### SUPPLIED INFORMATION:

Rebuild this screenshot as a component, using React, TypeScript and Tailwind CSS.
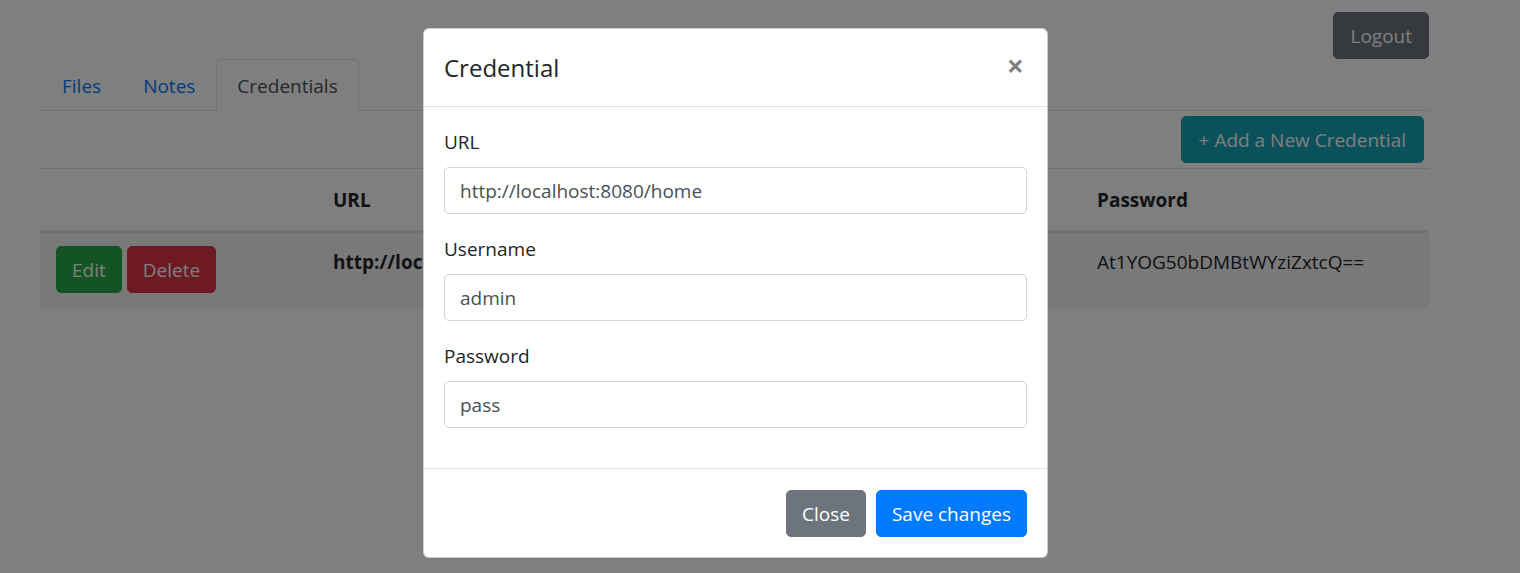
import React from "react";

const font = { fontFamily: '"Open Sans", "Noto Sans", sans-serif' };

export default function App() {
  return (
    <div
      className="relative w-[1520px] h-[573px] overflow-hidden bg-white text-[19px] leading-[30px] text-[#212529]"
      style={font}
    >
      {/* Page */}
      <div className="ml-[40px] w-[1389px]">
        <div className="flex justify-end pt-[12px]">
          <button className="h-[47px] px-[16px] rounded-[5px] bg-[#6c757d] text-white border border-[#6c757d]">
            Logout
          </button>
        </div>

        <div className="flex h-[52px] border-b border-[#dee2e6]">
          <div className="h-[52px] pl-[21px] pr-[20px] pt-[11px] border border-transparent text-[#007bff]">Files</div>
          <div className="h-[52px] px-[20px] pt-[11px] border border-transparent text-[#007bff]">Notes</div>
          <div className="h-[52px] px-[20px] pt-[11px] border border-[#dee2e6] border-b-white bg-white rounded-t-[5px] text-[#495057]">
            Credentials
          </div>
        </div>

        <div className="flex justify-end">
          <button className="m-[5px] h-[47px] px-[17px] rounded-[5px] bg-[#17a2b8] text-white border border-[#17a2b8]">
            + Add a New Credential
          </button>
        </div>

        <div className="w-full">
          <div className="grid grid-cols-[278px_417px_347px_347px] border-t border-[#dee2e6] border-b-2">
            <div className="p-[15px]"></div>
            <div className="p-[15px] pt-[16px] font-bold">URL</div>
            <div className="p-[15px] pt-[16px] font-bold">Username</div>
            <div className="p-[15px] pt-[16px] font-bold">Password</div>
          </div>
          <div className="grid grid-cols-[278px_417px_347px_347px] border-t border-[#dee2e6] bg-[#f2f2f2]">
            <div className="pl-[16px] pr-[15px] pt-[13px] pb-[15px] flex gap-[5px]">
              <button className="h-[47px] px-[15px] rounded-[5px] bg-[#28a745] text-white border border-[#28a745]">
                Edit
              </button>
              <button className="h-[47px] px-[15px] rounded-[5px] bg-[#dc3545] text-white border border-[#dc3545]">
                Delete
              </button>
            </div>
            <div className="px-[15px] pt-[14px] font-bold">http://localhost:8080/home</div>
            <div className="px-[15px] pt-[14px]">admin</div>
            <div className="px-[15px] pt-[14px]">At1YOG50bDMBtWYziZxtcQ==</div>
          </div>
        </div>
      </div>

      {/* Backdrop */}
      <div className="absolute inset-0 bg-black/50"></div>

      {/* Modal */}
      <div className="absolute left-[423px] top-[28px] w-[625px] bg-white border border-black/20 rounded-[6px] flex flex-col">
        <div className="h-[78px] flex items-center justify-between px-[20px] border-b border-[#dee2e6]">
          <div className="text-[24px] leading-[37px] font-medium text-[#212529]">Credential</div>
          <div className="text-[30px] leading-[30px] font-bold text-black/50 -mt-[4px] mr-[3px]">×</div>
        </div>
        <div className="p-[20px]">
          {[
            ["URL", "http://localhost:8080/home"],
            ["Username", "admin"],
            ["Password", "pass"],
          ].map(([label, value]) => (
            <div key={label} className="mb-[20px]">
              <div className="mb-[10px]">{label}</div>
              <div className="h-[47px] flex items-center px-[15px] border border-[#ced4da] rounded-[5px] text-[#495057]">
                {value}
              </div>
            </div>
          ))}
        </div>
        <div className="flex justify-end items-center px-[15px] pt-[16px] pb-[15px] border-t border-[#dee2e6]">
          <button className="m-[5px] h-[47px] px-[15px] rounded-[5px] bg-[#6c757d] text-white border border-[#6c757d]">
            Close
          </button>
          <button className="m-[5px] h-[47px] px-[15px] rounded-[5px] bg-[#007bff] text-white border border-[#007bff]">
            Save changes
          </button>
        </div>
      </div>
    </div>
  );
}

### REQUIRED WORK:
Return a copy of every line that includes the word "React".

### WRITTEN REPLY:
Rebuild this screenshot as a component, using React, TypeScript and Tailwind CSS.
import React from "react";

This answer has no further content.